<<<<
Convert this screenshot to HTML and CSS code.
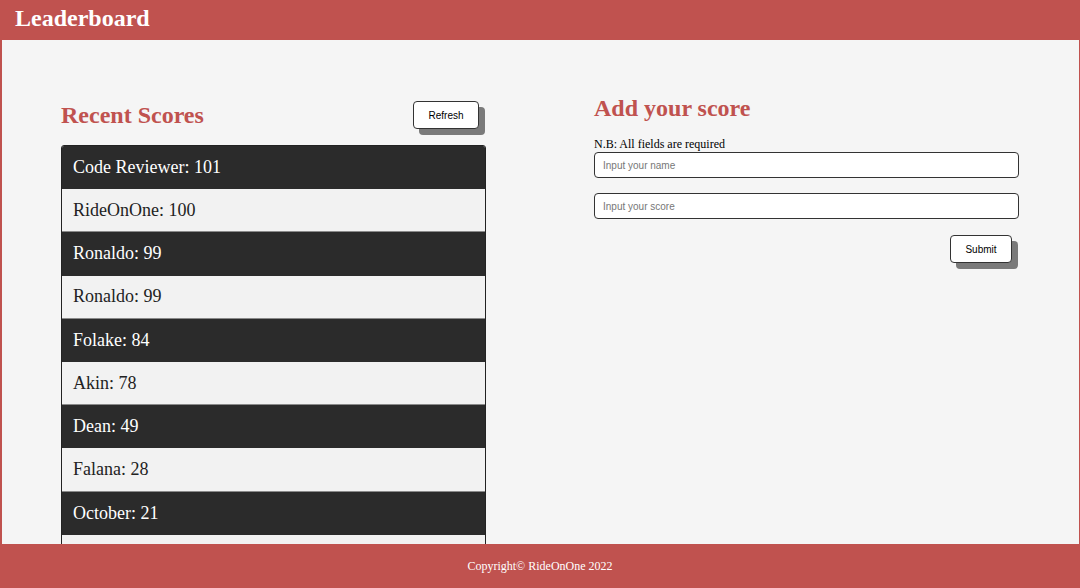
FILE: index.html
```html
<!DOCTYPE html>
<html lang="en">
<head>
<meta charset="utf-8">
<title>Leaderboard</title>
<link rel="stylesheet" href="styles.css">
</head>
<body>
<header class="topbar"><h1 class="brand">Leaderboard</h1></header>
<main class="content">
  <section class="scores">
    <div class="scores-head">
      <h2 class="title">Recent Scores</h2>
      <button class="btn" type="button">Refresh</button>
    </div>
    <ul class="score-list">
      <li class="row dark">Code Reviewer: 101</li>
      <li class="row light">RideOnOne: 100</li>
      <li class="row dark">Ronaldo: 99</li>
      <li class="row light">Ronaldo: 99</li>
      <li class="row dark">Folake: 84</li>
      <li class="row light">Akin: 78</li>
      <li class="row dark">Dean: 49</li>
      <li class="row light">Falana: 28</li>
      <li class="row dark">October: 21</li>
      <li class="row light">Tolu: 12</li>
    </ul>
  </section>
  <section class="add">
    <h2 class="title">Add your score</h2>
    <form class="form">
      <p class="note">N.B: All fields are required</p>
      <input class="field" type="text" placeholder="Input your name">
      <input class="field" type="text" placeholder="Input your score">
      <div class="actions"><button class="btn" type="button">Submit</button></div>
    </form>
  </section>
</main>
<footer class="footer">Copyright© RideOnOne 2022</footer>
</body>
</html>
```
FILE: styles.css
```css
* { box-sizing: border-box; }
html, body { margin: 0; padding: 0; }
body {
  font-family: "Liberation Serif", "Times New Roman", serif;
  background: #c0524f;
  height: 588px;
  overflow: hidden;
}
.topbar {
  height: 40px;
  background: #c0524f;
  display: flex;
  align-items: center;
  padding-left: 15px;
}
.brand {
  margin: 0;
  color: #fff;
  font-size: 24px;
  font-weight: bold;
  line-height: 1;
  margin-top: -4px;
}
.content {
  background: #f5f5f5;
  margin: 0 1px 0 2px;
  display: grid;
  grid-template-columns: 425px 425px;
  column-gap: 108px;
  padding: 0 60px 0 59px;
  height: 548px;
}
.scores { padding-top: 60px; }
.scores-head {
  display: flex;
  justify-content: space-between;
  align-items: center;
  height: 30px;
  margin-bottom: 15px;
}
.title {
  margin: 0;
  color: #c0524f;
  font-size: 24px;
  font-weight: bold;
  line-height: 30px;
}
.btn {
  font-family: "Liberation Sans", Arial, sans-serif;
  font-size: 10px;
  color: #000;
  background: #fff;
  border: 1px solid #333;
  border-radius: 4px;
  height: 28px;
  padding: 0;
  box-shadow: 6px 6px 0 #7a7a7a;
  margin-right: 7px;
}
.scores-head .btn { width: 66px; }
.score-list {
  list-style: none;
  margin: 0;
  padding: 0;
  border: 1px solid #222;
  border-radius: 3px 3px 0 0;
  overflow: hidden;
}
.row {
  height: 43.2px;
  display: flex;
  align-items: center;
  padding-left: 11px;
  font-size: 18px;
}
.dark { background: #2b2b2b; color: #fff; }
.light { background: #f2f2f2; color: #222; border-bottom: 1px solid #8a8a8a; }
.add { padding-top: 53px; }
.form { display: flex; flex-direction: column; }
.note {
  margin: 14px 0 0;
  font-size: 12px;
  line-height: 15px;
  color: #000;
}
.field {
  height: 26px;
  border: 1px solid #333;
  border-radius: 4px;
  background: #fff;
  padding: 0 8px;
  font-family: "Liberation Sans", Arial, sans-serif;
  font-size: 10px;
  margin-bottom: 15px;
}
.field::placeholder { color: #777; }
.actions { display: flex; justify-content: flex-end; margin-top: 1px; }
.actions .btn { width: 62px; }
.footer {
  position: fixed;
  left: 0;
  right: 0;
  bottom: 0;
  height: 44px;
  background: #c0524f;
  color: #fff;
  font-size: 12px;
  display: flex;
  align-items: center;
  justify-content: center;
}
```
>>>>
> [Task goal]:
The data above needs to be retyped exactly, with the images left out.

> [Reply]:
Convert this screenshot to HTML and CSS code.
FILE: index.html
```html
<!DOCTYPE html>
<html lang="en">
<head>
<meta charset="utf-8">
<title>Leaderboard</title>
<link rel="stylesheet" href="styles.css">
</head>
<body>
<header class="topbar"><h1 class="brand">Leaderboard</h1></header>
<main class="content">
  <section class="scores">
    <div class="scores-head">
      <h2 class="title">Recent Scores</h2>
      <button class="btn" type="button">Refresh</button>
    </div>
    <ul class="score-list">
      <li class="row dark">Code Reviewer: 101</li>
      <li class="row light">RideOnOne: 100</li>
      <li class="row dark">Ronaldo: 99</li>
      <li class="row light">Ronaldo: 99</li>
      <li class="row dark">Folake: 84</li>
      <li class="row light">Akin: 78</li>
      <li class="row dark">Dean: 49</li>
      <li class="row light">Falana: 28</li>
      <li class="row dark">October: 21</li>
      <li class="row light">Tolu: 12</li>
    </ul>
  </section>
  <section class="add">
    <h2 class="title">Add your score</h2>
    <form class="form">
      <p class="note">N.B: All fields are required</p>
      <input class="field" type="text" placeholder="Input your name">
      <input class="field" type="text" placeholder="Input your score">
      <div class="actions"><button class="btn" type="button">Submit</button></div>
    </form>
  </section>
</main>
<footer class="footer">Copyright© RideOnOne 2022</footer>
</body>
</html>
```
FILE: styles.css
```css
* { box-sizing: border-box; }
html, body { margin: 0; padding: 0; }
body {
  font-family: "Liberation Serif", "Times New Roman", serif;
  background: #c0524f;
  height: 588px;
  overflow: hidden;
}
.topbar {
  height: 40px;
  background: #c0524f;
  display: flex;
  align-items: center;
  padding-left: 15px;
}
.brand {
  margin: 0;
  color: #fff;
  font-size: 24px;
  font-weight: bold;
  line-height: 1;
  margin-top: -4px;
}
.content {
  background: #f5f5f5;
  margin: 0 1px 0 2px;
  display: grid;
  grid-template-columns: 425px 425px;
  column-gap: 108px;
  padding: 0 60px 0 59px;
  height: 548px;
}
.scores { padding-top: 60px; }
.scores-head {
  display: flex;
  justify-content: space-between;
  align-items: center;
  height: 30px;
  margin-bottom: 15px;
}
.title {
  margin: 0;
  color: #c0524f;
  font-size: 24px;
  font-weight: bold;
  line-height: 30px;
}
.btn {
  font-family: "Liberation Sans", Arial, sans-serif;
  font-size: 10px;
  color: #000;
  background: #fff;
  border: 1px solid #333;
  border-radius: 4px;
  height: 28px;
  padding: 0;
  box-shadow: 6px 6px 0 #7a7a7a;
  margin-right: 7px;
}
.scores-head .btn { width: 66px; }
.score-list {
  list-style: none;
  margin: 0;
  padding: 0;
  border: 1px solid #222;
  border-radius: 3px 3px 0 0;
  overflow: hidden;
}
.row {
  height: 43.2px;
  display: flex;
  align-items: center;
  padding-left: 11px;
  font-size: 18px;
}
.dark { background: #2b2b2b; color: #fff; }
.light { background: #f2f2f2; color: #222; border-bottom: 1px solid #8a8a8a; }
.add { padding-top: 53px; }
.form { display: flex; flex-direction: column; }
.note {
  margin: 14px 0 0;
  font-size: 12px;
  line-height: 15px;
  color: #000;
}
.field {
  height: 26px;
  border: 1px solid #333;
  border-radius: 4px;
  background: #fff;
  padding: 0 8px;
  font-family: "Liberation Sans", Arial, sans-serif;
  font-size: 10px;
  margin-bottom: 15px;
}
.field::placeholder { color: #777; }
.actions { display: flex; justify-content: flex-end; margin-top: 1px; }
.actions .btn { width: 62px; }
.footer {
  position: fixed;
  left: 0;
  right: 0;
  bottom: 0;
  height: 44px;
  background: #c0524f;
  color: #fff;
  font-size: 12px;
  display: flex;
  align-items: center;
  justify-content: center;
}
```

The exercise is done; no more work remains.